Who knows what his "mental suffering" consisted of that night when this hymn flowed (in five minutes, he said) from a heart that in the midst of the pain sought after God alone.  We can only guess that it could have been that he was mourning the loss of his sister's singular devotion to himself, his life and his work.  Perhaps he couldn't imagine life without her.  Or perhaps it was the thought of his own unrequited love and rejection of years past?  Was his former love a guest at the wedding?

There were other disappointments in his life, including bitterly disappointing reviews of a learned book on theology.  He was criticized for being "an inaccurate student" which reportedly was "heartbreaking" news and understandably so.  Friends wrote of this event:  “When he saw that for the purposes of scholarship his blindness was a fatal hindrance, he withdrew from the field – not without pangs, but finally.”  He left the academics of theology and entered the pastoral ministry ending up at a church where he preached to more than 1500 people every week.  But he had only been able to do this with the assistance of his sister.


Whatever was the deep pain and mental anguish that he experienced that night, we can see and feel the result of turning to God in such an time and in such a way.

 George Matheson died of apoplexy just a few years after writing this hymn at the age of 46.  What a lesson in
how God can use the simple entrusting of our hurting hearts to Him!

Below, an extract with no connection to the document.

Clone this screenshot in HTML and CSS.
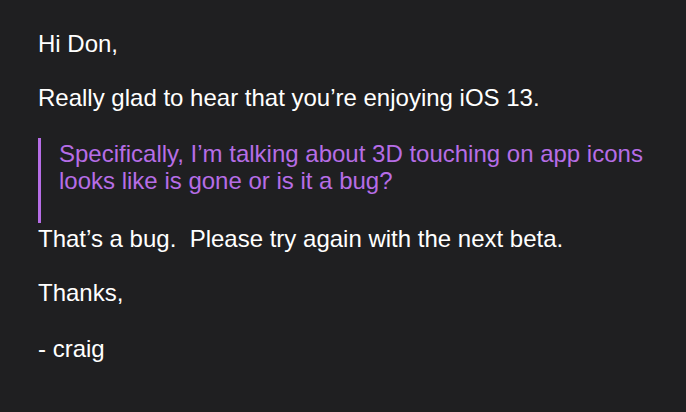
FILE: index.html
```html
<!DOCTYPE html>
<html lang="en">
  <head>
    <meta charset="UTF-8" />
    <title>Re: iOS 13</title>
    <link rel="stylesheet" href="styles.css">
  </head>
  <body>
    <div class="mail">
      <p>Hi Don,</p>
      <p>Really glad to hear that you’re enjoying iOS 13.</p>
      <blockquote class="quote">
        Specifically, I’m talking about 3D touching on app icons<br />
        looks like is gone or is it a bug?
      </blockquote>
      <p>That’s a bug.&nbsp; Please try again with the next beta.</p>
      <p>Thanks,</p>
      <p class="sign">- craig</p>
    </div>
  </body>
</html>
```

FILE: styles.css
```css
:root {
  --bg: #1f1f21;
  --text: #ffffff;
  --quote: #b66de6;
  --line: 27px;
}

html,
body {
  margin: 0;
  background: var(--bg);
}

.mail {
  padding: 30px 38px;
  color: var(--text);
  font-family: "Liberation Sans", Arial, sans-serif;
  font-size: 24px;
  line-height: var(--line);
}

.mail p {
  margin: 0 0 var(--line);
}

.quote {
  margin: 2px 0 2px;
  padding: 2px 0 29px 18px;
  border-left: 3px solid var(--quote);
  color: var(--quote);
}

.mail .sign {
  margin-top: 29px;
}
```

O Love That Will Not Let Me Go

1. O Love that will not let me go,
I rest my weary soul in thee;
I give thee back the life I owe,
That in thine ocean depths its flow
May richer, fuller be.

2. O light that followest all my way,
I yield my flickering torch to thee;
My heart restores its borrowed ray,
That in thy sunshine’s blaze its day
May brighter, fairer be.

3. O Joy that seekest me through pain,
I cannot close my heart to thee;
I trace the rainbow through the rain,
And feel the promise is not vain,
That morn shall tearless be.

4. O Cross that liftest up my head,
I dare not ask to fly from thee;
I lay in dust life’s glory dead,
And from the ground there blossoms red
Life that shall endless be.




Comments

Anonymous said…
Susan,
I've long had this chosen for my funeral (singer has been asked :o) )
but thanks to your post I'm thinking it should be an anthem for my living as well as my dying.
Thank you for using your gift,

Deborah
Susan, I loved this ... the disability angle is very, very, interesting ... I'm going to write something about this guy on Sunday and link to this post if that's ok with you. Ta ... drop by Sunday, I'm a lateral thinker and I'm going to do a 'twist' on this.
Simply amazing, and inspiring. Thank you.
Belinda said…
Deborah, Are you like me--wishing you could attend that event you planned--with all your favourite music?! :)

That is a wonderful hymn for a funeral, but I love that Susan's post inspired you to use is as anthem right here; right now.
Belinda said…
Susan I loved the version you chose of this song. Awesome!
Susan said…
Deborah, I'm glad this made you think - it did me. And thank you for the encouragement.

Dave, I can't wait for the next few hours to pass so I can read your disability twist! I actually thought of you when I was writing it..

Liz, I visited your blog today - I'll definitely be back. I love it!

Belinda, I'm sorry I'm going to miss all your favourite music, but I'm just not planning to stick around long enough to be at your funeral. But I hope you have a great time at mine! :) (There's no way you're going first!) And yes, I love that version of the song too. I loved how they were trying to help the bass learn his part and how they celebrated together when he nailed it in the end.